Locate the lines that hold the string "styles". Copy every such line.

========================

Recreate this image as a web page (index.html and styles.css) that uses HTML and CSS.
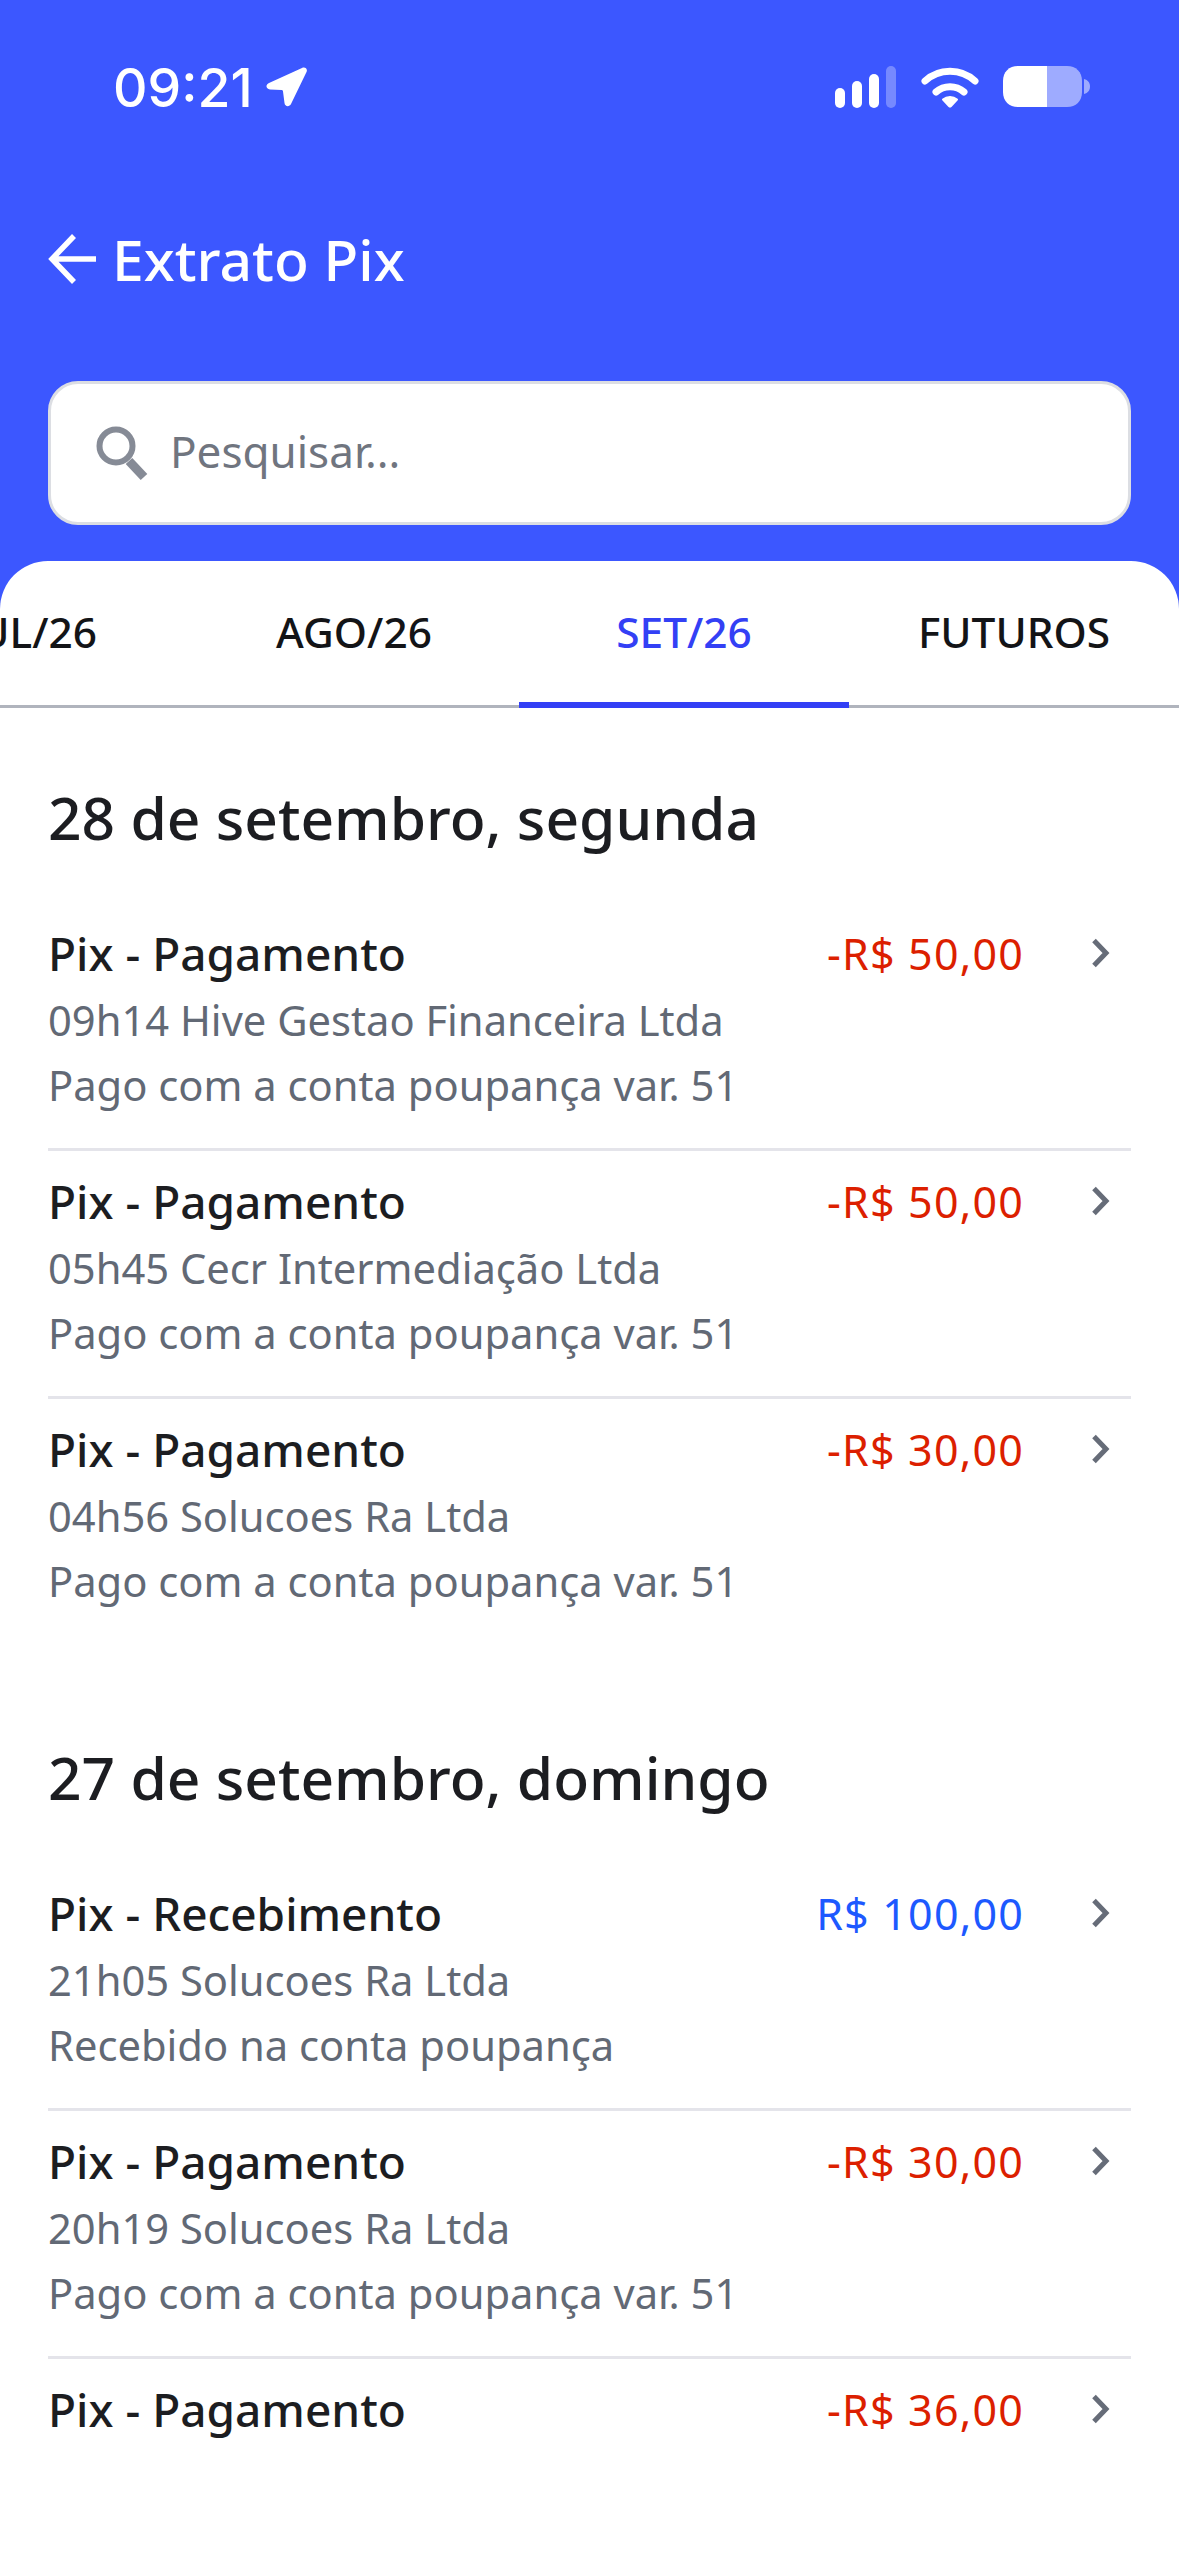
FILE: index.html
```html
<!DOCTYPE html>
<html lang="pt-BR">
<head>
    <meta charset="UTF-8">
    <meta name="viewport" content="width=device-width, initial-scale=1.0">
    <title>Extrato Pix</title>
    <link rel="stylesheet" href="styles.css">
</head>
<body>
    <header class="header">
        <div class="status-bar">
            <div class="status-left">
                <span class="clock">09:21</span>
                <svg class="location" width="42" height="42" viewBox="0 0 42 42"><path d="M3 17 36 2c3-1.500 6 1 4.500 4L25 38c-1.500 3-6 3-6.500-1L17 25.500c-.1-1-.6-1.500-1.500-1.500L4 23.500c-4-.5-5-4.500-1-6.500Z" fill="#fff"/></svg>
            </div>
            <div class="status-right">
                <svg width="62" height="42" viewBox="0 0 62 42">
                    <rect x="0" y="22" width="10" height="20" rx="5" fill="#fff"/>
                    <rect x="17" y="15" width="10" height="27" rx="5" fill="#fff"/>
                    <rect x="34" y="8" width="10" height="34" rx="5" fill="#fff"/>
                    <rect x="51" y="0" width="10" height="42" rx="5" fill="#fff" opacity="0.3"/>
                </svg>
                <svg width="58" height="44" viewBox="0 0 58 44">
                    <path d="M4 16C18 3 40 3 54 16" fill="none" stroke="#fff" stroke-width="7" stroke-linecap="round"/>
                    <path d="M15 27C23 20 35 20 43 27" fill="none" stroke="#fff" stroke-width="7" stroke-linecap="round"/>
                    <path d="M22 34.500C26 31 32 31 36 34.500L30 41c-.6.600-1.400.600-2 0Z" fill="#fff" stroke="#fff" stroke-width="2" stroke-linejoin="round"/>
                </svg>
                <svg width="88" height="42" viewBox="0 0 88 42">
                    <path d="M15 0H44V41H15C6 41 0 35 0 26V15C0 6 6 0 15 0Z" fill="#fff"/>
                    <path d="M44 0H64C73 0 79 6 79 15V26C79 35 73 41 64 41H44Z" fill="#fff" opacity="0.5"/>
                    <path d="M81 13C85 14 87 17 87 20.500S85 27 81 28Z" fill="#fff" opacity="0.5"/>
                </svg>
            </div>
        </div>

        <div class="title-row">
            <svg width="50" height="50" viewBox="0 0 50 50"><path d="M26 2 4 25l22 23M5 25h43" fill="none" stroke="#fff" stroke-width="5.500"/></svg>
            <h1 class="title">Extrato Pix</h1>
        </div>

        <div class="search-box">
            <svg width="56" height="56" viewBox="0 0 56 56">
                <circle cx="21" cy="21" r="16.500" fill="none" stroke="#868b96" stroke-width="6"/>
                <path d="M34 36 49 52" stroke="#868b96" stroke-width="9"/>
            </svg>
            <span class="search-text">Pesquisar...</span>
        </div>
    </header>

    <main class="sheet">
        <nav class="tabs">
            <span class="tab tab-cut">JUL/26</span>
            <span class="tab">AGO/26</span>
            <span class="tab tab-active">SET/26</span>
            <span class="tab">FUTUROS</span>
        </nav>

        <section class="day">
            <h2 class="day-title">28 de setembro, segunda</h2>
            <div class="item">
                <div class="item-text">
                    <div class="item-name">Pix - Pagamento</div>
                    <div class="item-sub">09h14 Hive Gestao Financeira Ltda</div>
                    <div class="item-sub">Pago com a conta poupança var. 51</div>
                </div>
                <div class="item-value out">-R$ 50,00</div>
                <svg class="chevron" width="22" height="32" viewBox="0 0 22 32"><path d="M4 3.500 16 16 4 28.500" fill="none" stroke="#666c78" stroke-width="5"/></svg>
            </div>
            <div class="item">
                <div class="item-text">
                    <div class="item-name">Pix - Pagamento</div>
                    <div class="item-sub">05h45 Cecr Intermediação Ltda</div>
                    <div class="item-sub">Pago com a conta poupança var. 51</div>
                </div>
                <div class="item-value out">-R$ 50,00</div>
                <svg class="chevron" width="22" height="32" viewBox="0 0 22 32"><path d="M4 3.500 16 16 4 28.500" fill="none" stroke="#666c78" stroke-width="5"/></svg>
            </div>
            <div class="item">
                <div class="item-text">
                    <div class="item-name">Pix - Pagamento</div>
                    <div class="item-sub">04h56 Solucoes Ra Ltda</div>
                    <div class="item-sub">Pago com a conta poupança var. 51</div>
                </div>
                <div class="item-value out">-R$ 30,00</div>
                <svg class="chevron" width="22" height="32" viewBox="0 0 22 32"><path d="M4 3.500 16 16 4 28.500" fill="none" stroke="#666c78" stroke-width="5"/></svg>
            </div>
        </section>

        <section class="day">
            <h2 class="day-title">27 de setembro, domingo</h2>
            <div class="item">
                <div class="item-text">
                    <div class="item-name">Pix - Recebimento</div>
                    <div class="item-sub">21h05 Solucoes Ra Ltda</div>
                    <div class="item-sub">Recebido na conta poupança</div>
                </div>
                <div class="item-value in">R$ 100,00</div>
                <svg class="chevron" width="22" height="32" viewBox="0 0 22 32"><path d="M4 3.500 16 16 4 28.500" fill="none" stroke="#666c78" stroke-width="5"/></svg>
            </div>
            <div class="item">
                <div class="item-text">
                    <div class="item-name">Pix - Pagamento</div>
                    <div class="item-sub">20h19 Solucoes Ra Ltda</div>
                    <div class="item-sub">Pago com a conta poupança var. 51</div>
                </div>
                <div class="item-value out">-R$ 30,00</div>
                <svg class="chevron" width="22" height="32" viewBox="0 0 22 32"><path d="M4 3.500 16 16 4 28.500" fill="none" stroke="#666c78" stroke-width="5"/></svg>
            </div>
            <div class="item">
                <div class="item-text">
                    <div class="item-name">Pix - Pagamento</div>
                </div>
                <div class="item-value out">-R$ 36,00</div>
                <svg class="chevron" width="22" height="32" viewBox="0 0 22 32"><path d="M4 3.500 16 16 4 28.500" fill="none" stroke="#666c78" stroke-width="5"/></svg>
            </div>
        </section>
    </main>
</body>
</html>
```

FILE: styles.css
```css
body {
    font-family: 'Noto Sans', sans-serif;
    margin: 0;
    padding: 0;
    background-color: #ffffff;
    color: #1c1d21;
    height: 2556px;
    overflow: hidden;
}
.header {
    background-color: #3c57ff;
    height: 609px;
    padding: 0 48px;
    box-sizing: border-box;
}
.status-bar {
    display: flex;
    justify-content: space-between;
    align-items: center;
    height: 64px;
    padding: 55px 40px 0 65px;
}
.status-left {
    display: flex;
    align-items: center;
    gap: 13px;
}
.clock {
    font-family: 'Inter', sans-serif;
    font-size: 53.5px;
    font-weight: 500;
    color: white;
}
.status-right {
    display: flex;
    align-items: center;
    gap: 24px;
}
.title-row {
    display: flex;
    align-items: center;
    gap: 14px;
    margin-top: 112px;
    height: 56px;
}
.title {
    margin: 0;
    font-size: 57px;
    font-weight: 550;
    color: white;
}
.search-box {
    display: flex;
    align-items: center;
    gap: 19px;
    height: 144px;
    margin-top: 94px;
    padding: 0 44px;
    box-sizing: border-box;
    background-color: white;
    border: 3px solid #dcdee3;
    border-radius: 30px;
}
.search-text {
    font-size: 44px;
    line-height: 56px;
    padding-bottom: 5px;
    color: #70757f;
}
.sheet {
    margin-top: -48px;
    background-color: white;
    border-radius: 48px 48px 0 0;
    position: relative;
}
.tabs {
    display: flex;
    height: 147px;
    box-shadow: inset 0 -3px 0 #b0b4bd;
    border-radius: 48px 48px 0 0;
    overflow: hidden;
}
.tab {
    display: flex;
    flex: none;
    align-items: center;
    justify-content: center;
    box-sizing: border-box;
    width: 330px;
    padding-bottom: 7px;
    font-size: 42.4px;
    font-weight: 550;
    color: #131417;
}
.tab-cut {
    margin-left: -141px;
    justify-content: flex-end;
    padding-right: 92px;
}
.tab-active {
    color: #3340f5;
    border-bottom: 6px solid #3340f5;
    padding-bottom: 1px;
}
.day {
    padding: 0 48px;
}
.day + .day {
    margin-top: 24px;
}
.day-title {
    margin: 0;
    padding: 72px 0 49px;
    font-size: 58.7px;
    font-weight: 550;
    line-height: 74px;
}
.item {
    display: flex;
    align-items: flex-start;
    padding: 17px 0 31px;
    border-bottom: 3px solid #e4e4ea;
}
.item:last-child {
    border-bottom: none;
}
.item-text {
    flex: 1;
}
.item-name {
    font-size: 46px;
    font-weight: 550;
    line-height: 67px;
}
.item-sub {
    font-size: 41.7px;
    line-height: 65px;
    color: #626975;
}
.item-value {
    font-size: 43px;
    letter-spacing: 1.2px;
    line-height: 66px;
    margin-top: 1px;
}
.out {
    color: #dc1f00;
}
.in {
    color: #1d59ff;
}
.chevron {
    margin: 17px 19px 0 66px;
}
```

========================

** RESULT FOR THIS EXERCISE **
Recreate this image as a web page (index.html and styles.css) that uses HTML and CSS.
    <link rel="stylesheet" href="styles.css">
FILE: styles.css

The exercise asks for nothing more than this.